One well-documented pattern: students who understand their full funding picture before enrolling — rather than discovering gaps midway through — have better completion outcomes. Financial uncertainty mid-program is a documented driver of attrition in short-term vocational training.
🔍 Several distinct questions tend to emerge as people move from general awareness to actual navigation of vocational grant funding.
How does FAFSA eligibility work for non-degree programs? This requires understanding accreditation status, program length requirements, and how schools process federal aid — details that vary by institution and program.
What workforce grants exist for specific trades? The answer differs by occupation and geography, drawing on WIOA local boards, state workforce funds, and industry-specific programs that operate independently of the federal financial aid system.
What funding is available for adult learners returning to school? Adult career changers face a different eligibility landscape than recent high school graduates — different FAFSA results, different workforce program eligibility, and different employer-assistance options.
How do apprenticeship programs interact with grants? Registered apprenticeships often include paid on-the-job training, which changes the financial calculation significantly compared to full-time school enrollment.

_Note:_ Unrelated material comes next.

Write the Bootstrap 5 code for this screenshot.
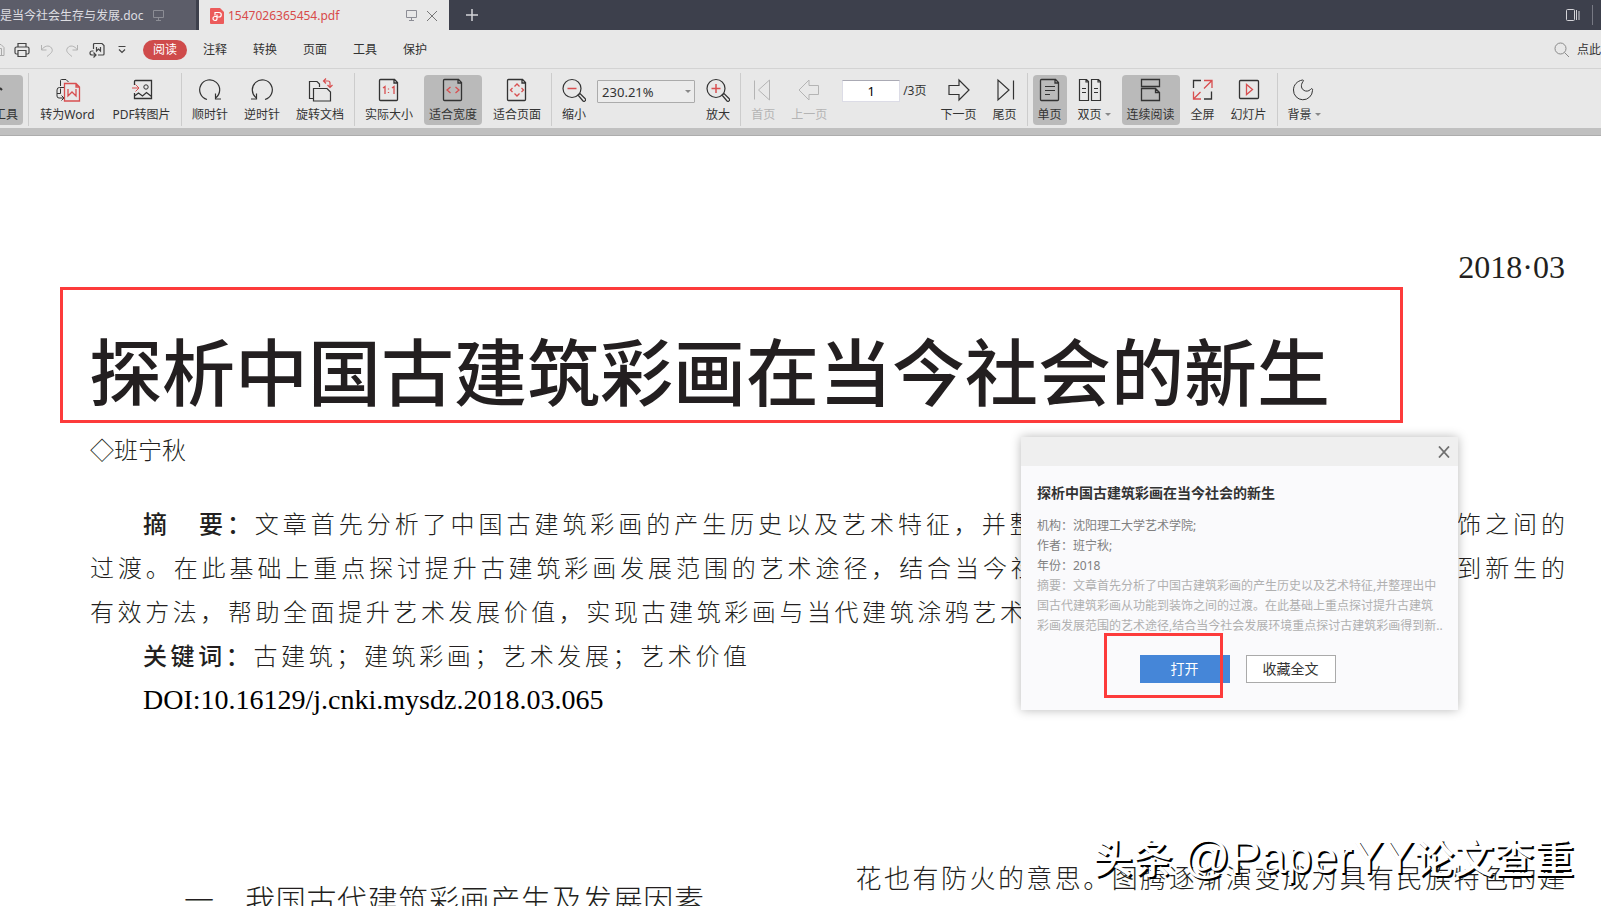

What happens when grant funding doesn't cover full costs? Understanding how grants interact with federal loans (where eligible), employer assistance, and other resources is relevant for many vocational students whose grant access is partial rather than complete.
Each of these questions has its own landscape of rules, programs, and variables — and the answers depend heavily on individual circumstances, including what's available in a specific state, what program someone is considering, and where they are in their working life.